### RECORDS PROVIDED
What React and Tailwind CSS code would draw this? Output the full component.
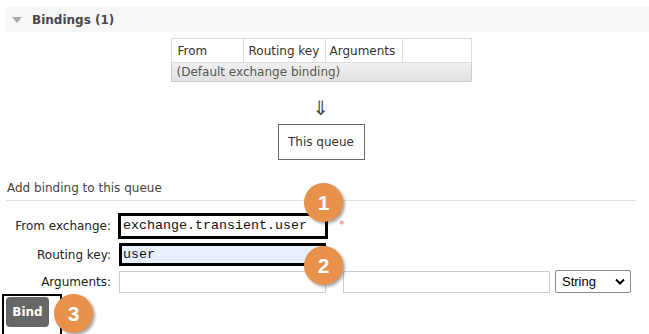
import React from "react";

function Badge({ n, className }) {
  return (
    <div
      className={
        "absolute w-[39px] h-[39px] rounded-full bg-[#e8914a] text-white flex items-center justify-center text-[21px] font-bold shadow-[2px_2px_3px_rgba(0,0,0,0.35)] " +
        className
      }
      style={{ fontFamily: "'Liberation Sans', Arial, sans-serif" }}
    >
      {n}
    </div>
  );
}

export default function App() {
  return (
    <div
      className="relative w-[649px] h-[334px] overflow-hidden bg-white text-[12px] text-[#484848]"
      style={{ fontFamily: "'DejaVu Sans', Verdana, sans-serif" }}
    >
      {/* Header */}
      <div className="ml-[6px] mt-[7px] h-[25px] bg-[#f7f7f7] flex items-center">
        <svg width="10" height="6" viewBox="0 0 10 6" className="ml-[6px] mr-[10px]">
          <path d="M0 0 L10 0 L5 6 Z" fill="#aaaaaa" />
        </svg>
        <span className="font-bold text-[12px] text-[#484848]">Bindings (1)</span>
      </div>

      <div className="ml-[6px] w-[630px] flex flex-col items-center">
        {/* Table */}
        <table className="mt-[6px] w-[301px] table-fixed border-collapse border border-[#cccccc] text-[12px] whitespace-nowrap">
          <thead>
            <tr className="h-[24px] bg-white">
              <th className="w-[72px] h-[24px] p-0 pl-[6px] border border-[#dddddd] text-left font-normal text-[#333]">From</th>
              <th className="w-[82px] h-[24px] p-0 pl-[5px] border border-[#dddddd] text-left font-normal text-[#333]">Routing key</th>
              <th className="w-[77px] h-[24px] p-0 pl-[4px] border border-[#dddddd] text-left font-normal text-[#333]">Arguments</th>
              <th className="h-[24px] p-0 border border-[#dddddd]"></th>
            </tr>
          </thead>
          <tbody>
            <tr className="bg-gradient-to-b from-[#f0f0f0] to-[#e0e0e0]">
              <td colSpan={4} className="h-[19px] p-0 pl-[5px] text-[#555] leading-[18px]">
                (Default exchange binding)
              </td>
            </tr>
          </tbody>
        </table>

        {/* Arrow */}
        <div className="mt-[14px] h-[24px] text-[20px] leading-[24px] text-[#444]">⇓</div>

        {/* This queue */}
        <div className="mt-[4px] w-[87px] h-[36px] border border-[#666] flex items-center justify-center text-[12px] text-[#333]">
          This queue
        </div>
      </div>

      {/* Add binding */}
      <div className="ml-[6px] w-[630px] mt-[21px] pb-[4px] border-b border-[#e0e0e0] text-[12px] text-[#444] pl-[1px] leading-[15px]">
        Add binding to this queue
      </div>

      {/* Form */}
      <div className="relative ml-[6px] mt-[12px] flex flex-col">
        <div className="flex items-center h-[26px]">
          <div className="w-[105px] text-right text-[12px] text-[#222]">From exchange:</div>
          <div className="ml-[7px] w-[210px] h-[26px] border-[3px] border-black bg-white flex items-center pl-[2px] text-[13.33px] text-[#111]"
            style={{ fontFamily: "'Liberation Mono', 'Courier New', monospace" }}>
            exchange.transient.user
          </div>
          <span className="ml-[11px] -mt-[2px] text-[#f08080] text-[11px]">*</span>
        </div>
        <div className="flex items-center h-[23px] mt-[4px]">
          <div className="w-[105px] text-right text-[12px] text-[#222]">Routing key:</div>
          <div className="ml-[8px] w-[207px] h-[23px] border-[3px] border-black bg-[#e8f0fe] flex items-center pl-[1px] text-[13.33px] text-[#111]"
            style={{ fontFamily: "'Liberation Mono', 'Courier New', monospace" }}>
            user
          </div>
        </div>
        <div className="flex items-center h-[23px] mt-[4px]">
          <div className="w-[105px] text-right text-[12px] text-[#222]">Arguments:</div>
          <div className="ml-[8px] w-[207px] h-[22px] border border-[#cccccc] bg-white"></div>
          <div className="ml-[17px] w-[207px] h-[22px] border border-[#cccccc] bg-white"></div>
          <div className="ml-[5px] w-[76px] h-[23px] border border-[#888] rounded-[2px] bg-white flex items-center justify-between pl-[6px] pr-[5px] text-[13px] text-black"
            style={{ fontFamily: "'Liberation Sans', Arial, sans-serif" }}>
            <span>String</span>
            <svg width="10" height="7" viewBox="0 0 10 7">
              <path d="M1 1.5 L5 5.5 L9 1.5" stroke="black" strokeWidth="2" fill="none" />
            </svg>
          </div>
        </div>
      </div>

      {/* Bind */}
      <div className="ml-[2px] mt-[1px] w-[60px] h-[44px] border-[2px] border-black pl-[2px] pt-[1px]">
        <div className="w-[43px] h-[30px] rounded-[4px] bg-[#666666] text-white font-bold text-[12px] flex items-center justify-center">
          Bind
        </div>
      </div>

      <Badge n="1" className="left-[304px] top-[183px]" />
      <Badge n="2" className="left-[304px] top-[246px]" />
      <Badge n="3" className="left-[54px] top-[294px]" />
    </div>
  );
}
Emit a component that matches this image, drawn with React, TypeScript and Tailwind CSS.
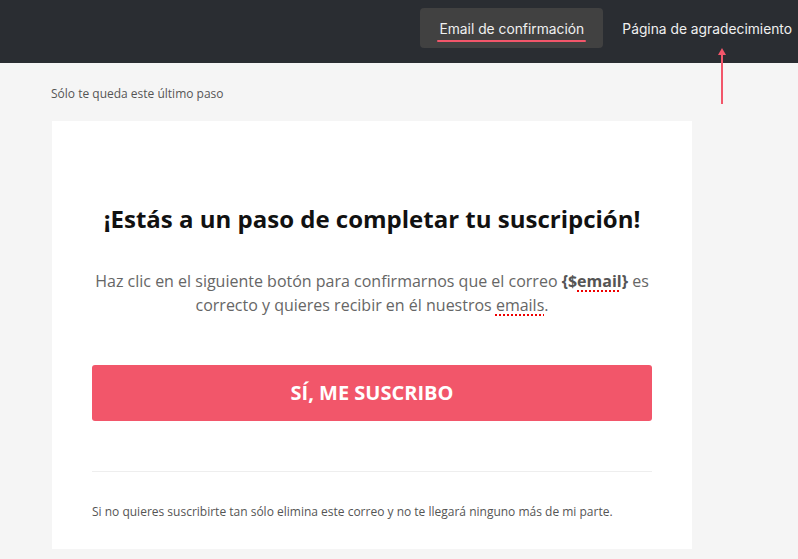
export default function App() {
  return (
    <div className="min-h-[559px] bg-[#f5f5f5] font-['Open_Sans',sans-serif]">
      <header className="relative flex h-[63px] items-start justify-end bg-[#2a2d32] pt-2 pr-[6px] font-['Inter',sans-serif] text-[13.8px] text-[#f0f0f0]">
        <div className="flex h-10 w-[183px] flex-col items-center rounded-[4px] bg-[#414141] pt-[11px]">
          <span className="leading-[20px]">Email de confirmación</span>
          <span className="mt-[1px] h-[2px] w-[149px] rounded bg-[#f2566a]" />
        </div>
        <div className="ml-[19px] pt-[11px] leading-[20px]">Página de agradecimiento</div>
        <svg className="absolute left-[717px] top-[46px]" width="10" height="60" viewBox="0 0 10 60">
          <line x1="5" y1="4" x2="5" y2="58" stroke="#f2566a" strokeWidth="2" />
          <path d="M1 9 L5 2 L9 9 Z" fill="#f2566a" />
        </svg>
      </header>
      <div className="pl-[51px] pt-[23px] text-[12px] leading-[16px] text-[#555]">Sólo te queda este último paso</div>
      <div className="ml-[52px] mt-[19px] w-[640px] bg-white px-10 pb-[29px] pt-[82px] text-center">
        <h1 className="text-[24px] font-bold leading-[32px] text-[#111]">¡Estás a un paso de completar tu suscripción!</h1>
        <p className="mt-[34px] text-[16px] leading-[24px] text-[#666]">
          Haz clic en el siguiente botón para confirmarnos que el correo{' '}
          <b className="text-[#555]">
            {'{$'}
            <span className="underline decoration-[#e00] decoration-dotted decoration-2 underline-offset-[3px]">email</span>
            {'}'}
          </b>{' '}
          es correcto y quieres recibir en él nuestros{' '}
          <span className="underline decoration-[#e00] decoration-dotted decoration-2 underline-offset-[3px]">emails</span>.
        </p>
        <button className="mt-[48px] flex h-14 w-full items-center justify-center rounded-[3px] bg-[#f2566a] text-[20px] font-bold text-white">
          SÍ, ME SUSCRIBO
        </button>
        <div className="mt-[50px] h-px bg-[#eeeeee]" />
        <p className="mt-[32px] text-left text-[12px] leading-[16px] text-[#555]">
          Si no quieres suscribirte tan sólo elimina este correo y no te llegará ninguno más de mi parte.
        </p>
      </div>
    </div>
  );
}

### TASK DIRECTIONS
Look through the data and show every line containing "component".

### RESPONSE FOR THIS EXERCISE
What React and Tailwind CSS code would draw this? Output the full component.
Emit a component that matches this image, drawn with React, TypeScript and Tailwind CSS.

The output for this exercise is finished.